Here they go again.

The billionaire Rollins family once again squared off in Georgia’s highest court Monday in a long-running battle over parts of the family empire that includes the Orkin pest control firm and other assets reportedly worth about $8 billion.

Since 2010, the Atlanta clan has sparred twice in the Georgia Supreme Court and twice in the state’s appeals court over whether a lawsuit filed by Rollins CEO Gary Rollins’ four children can go to jury trial. Meanwhile, the family has also battled in multiple civil and divorce lawsuits, slinging accusations of greed, lavish spending, bullying and sexual misconduct.

In 2010, the Rollins descendants accused their father and their uncle, Rollins Chairman Randall Rollins, of abusing control over a complex network of family trusts, partnerships and companies that control the assets, cutting off millions of dollars of income if the descendents didn’t meet a code of conduct.
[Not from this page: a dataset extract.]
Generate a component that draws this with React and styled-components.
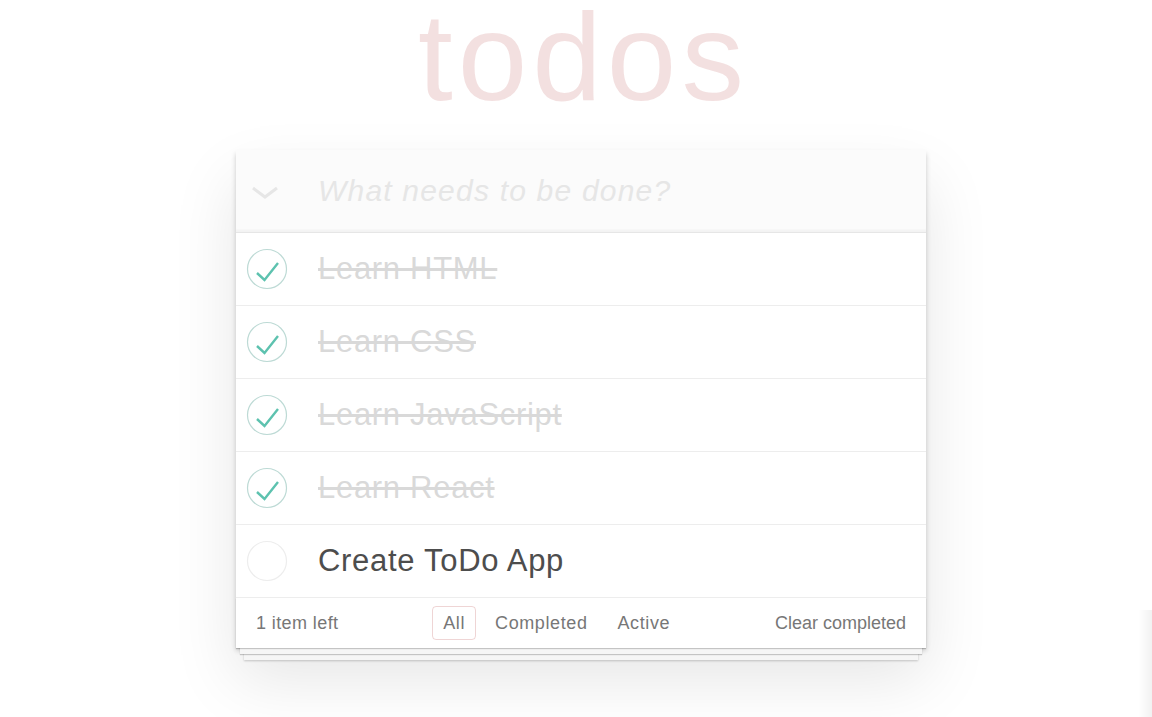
import React from 'react';
import styled, { createGlobalStyle } from 'styled-components';

const todos = [
  { id: 1, title: 'Learn HTML', completed: true },
  { id: 2, title: 'Learn CSS', completed: true },
  { id: 3, title: 'Learn JavaScript', completed: true },
  { id: 4, title: 'Learn React', completed: true },
  { id: 5, title: 'Create ToDo App', completed: false },
];

const filters = ['All', 'Completed', 'Active'];

const GlobalStyle = createGlobalStyle`
  html, body {
    margin: 0;
    padding: 0;
    background: #fff;
  }

  body {
    font-family: "Liberation Sans", Arial, Helvetica, sans-serif;
    color: #4d4d4d;
    -webkit-font-smoothing: antialiased;
  }
`;

const Page = styled.div`
  min-height: 717px;
  padding-left: 10px;
  box-sizing: border-box;
`;

const Wrapper = styled.section`
  width: 690px;
  margin: 0 auto;
`;

const Title = styled.h1`
  margin: 0;
  padding: 8px 0 0 5px;
  height: 104px;
  font-size: 125px;
  line-height: 98px;
  font-weight: 100;
  letter-spacing: 5px;
  text-align: center;
  color: rgba(175, 47, 47, 0.15);
`;

const Card = styled.div`
  margin-top: 38px;
  background: #fff;
  box-shadow: 0 2.5px 5px 0 rgba(0, 0, 0, 0.2), 0 31px 62px 0 rgba(0, 0, 0, 0.1);
`;

const Header = styled.header`
  display: flex;
  align-items: center;
  height: 82px;
  background: rgba(0, 0, 0, 0.015);
  box-shadow: inset 0 -2.5px 1px rgba(0, 0, 0, 0.03);
  border-bottom: 1px solid #e6e6e6;
`;

const ToggleAll = styled.label`
  display: flex;
  align-items: center;
  width: 82px;
  padding-left: 15px;
  padding-top: 4px;
  box-sizing: border-box;
`;

const NewTodo = styled.input`
  flex: 1;
  min-width: 0;
  border: none;
  outline: none;
  background: transparent;
  padding: 0;
  font-family: inherit;
  font-size: 30px;
  line-height: 42px;
  letter-spacing: 1.2px;
  color: #4d4d4d;

  &::placeholder {
    font-style: italic;
    font-weight: 300;
    color: #e6e6e6;
  }
`;

const List = styled.ul`
  margin: 0;
  padding: 0;
  list-style: none;
`;

const Row = styled.li`
  display: flex;
  align-items: center;
  height: 72px;
  border-bottom: 1px solid #ededed;
`;

const Toggle = styled.svg`
  flex: none;
  margin-left: 9px;
`;

const Label = styled.label`
  margin-left: 29px;
  font-size: 31px;
  line-height: 36px;
  letter-spacing: 0.7px;
  color: ${({ $done }) => ($done ? '#d9d9d9' : '#4d4d4d')};
  text-decoration: ${({ $done }) => ($done ? 'line-through' : 'none')};
`;

const Footer = styled.footer`
  position: relative;
  display: flex;
  align-items: center;
  justify-content: space-between;
  height: 50px;
  padding: 0 20px;
  font-size: 18px;
  letter-spacing: 0.4px;
  color: #777;

  &::before {
    content: '';
    position: absolute;
    left: 0;
    right: 0;
    bottom: 0;
    height: 50px;
    box-shadow: 0 1px 1px rgba(0, 0, 0, 0.2),
      0 10px 0 -4px #f6f6f6,
      0 11px 1px -4px rgba(0, 0, 0, 0.2),
      0 20px 0 -8px #f6f6f6,
      0 21px 2px -8px rgba(0, 0, 0, 0.2);
  }
`;

const Count = styled.span`
  position: relative;
`;

const Filters = styled.ul`
  position: relative;
  display: flex;
  margin: 0;
  padding: 0;
  list-style: none;
  letter-spacing: 0.6px;
`;

const FilterLink = styled.a`
  display: block;
  margin: 0 4px;
  padding: 6px 10px;
  line-height: 20px;
  border: 1px solid ${({ $active }) => ($active ? 'rgba(175, 47, 47, 0.2)' : 'transparent')};
  border-radius: 4px;
  color: inherit;
  text-decoration: none;
  cursor: pointer;
`;

const ClearButton = styled.button`
  position: relative;
  border: none;
  background: none;
  padding: 0;
  font: inherit;
  letter-spacing: 0;
  color: inherit;
  cursor: pointer;
`;

const EdgeShade = styled.div`
  position: fixed;
  top: 610px;
  right: 0;
  bottom: 0;
  width: 14px;
  background: linear-gradient(to right, rgba(0, 0, 0, 0), rgba(0, 0, 0, 0.05));
  pointer-events: none;
`;

const Chevron = () => (
  <svg width="28" height="16" viewBox="0 0 28 16">
    <polyline points="2,3 14,12 26,3" fill="none" stroke="#e6e6e6" strokeWidth="3" />
  </svg>
);

const CheckCircle = ({ done }) => (
  <Toggle width="44" height="44" viewBox="0 0 44 44">
    <circle cx="22" cy="22" r="19.5" fill="none" stroke={done ? '#bddad5' : '#ededed'} strokeWidth="1.2" />
    {done && (
      <polyline
        points="12,26 19.5,33 33,16"
        fill="none"
        stroke="#5dc2af"
        strokeWidth="2.4"
      />
    )}
  </Toggle>
);

const App = () => {
  const left = todos.filter((t) => !t.completed).length;

  return (
    <Page>
      <GlobalStyle />
      <Wrapper>
        <Title>todos</Title>
        <Card>
          <Header>
            <ToggleAll>
              <Chevron />
            </ToggleAll>
            <NewTodo placeholder="What needs to be done?" readOnly />
          </Header>
          <List>
            {todos.map((todo) => (
              <Row key={todo.id}>
                <CheckCircle done={todo.completed} />
                <Label $done={todo.completed}>{todo.title}</Label>
              </Row>
            ))}
          </List>
          <Footer>
            <Count>{`${left} item left`}</Count>
            <Filters>
              {filters.map((f) => (
                <li key={f}>
                  <FilterLink $active={f === 'All'}>{f}</FilterLink>
                </li>
              ))}
            </Filters>
            <ClearButton>Clear completed</ClearButton>
          </Footer>
        </Card>
      </Wrapper>
      <EdgeShade />
    </Page>
  );
};

export default App;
In their lawsuit, the siblings accused the brothers of pulling $47 million from the family trusts and cutting off payments to them while awarding $9 million to Randall Rollins’ five children, who did not sue.

“What they were doing is controlling their families’ lives” through improperly modified partnerships and trusts, Lamar “Mickey” Mixson, lawyer for the Rollins siblings, told the justices Monday. “That is not a subject of legitimate business.”
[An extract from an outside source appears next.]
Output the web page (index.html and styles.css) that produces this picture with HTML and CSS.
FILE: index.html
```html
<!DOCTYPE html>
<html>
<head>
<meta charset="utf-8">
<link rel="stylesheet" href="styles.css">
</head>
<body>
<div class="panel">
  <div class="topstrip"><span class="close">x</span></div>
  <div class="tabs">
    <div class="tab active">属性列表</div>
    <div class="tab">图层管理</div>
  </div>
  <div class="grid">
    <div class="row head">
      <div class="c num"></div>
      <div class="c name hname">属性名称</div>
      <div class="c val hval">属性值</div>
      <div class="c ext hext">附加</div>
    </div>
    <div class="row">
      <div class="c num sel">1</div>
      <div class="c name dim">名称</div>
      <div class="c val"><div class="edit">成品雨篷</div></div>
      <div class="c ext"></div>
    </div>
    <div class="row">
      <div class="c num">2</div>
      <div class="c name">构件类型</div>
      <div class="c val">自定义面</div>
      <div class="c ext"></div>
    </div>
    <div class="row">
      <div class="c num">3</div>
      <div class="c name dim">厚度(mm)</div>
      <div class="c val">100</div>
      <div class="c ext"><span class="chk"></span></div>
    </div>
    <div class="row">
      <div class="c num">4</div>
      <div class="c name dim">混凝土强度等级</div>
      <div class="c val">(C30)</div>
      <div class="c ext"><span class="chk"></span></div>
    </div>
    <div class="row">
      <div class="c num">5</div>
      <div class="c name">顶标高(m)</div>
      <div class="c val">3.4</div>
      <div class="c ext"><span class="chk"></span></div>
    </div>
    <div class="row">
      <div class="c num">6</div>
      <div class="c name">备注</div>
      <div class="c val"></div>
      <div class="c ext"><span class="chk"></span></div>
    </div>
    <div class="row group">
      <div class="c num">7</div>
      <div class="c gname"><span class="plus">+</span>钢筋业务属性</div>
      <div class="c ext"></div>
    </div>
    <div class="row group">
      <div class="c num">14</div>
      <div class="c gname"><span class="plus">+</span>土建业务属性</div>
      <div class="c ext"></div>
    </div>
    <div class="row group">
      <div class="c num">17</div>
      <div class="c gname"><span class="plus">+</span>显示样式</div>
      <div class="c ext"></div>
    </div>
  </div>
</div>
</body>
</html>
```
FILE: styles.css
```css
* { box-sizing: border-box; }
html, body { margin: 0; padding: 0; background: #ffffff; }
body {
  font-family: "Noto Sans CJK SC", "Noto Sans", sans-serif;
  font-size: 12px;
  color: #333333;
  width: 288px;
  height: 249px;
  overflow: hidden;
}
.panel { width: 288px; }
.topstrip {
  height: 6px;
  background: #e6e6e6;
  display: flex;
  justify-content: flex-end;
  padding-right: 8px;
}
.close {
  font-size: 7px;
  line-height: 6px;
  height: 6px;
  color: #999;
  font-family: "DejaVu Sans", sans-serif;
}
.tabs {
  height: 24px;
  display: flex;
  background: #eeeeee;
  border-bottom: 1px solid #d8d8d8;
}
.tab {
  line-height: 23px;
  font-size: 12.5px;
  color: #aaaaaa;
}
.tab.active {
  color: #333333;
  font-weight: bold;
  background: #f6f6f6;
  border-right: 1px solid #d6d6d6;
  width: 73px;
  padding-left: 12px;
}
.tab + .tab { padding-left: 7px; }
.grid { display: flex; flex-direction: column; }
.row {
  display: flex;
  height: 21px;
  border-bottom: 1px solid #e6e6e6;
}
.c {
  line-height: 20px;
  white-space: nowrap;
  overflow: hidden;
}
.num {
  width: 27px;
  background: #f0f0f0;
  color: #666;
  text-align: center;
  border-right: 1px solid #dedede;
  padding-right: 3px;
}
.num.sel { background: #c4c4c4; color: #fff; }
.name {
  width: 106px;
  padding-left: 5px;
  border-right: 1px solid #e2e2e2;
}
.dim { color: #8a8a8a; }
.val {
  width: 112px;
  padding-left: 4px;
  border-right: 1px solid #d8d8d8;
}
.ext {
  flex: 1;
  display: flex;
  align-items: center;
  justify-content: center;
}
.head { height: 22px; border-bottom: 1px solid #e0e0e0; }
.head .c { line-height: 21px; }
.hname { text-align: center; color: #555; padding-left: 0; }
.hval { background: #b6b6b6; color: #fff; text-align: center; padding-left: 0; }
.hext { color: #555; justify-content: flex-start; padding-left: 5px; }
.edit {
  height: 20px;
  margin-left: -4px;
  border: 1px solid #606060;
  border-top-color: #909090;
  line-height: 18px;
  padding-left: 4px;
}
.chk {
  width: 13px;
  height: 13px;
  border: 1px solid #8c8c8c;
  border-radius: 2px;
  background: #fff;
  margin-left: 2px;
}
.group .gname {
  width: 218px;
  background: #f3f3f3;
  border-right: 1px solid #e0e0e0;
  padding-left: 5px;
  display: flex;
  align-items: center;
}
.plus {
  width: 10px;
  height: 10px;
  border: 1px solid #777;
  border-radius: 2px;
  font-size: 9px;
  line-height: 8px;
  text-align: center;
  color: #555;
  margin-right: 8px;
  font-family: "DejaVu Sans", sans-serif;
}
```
After Monday’s hearing, Mixson said he is confident the justices will send the case back to Fulton Superior Court for a trial, even though the justices ruled against them in a tangle last year over the same case.

The case was initially dismissed by a Fulton Superior Court judge without a jury trial, setting off the series of decisions and appeals by higher courts.

James Lamberth, Gary and Randall Rollins’ lawyer, declined to comment.

In Monday’s hearing, in which each side got 20 minutes to make their case, justices peppered Lamberth with questions on how the family’s partnerships and trusts were changed, and whether a jury should hear the case.

Lamberth said the founder of the Rollins empire, O.Wayne Rollins, set up the complex structure of trusts decades ago to reduce taxes and ensure that the Rollins empire continued to thrive to support future generations of the family.

His sons Gary and Randall Rollins had “very broad authority” to make changes, Lamberth said, including setting up a code of conduct their children had to meet to receive money from the trusts.

“They are family entities to do things with family (issues) in mind,” Lamberth told the justices.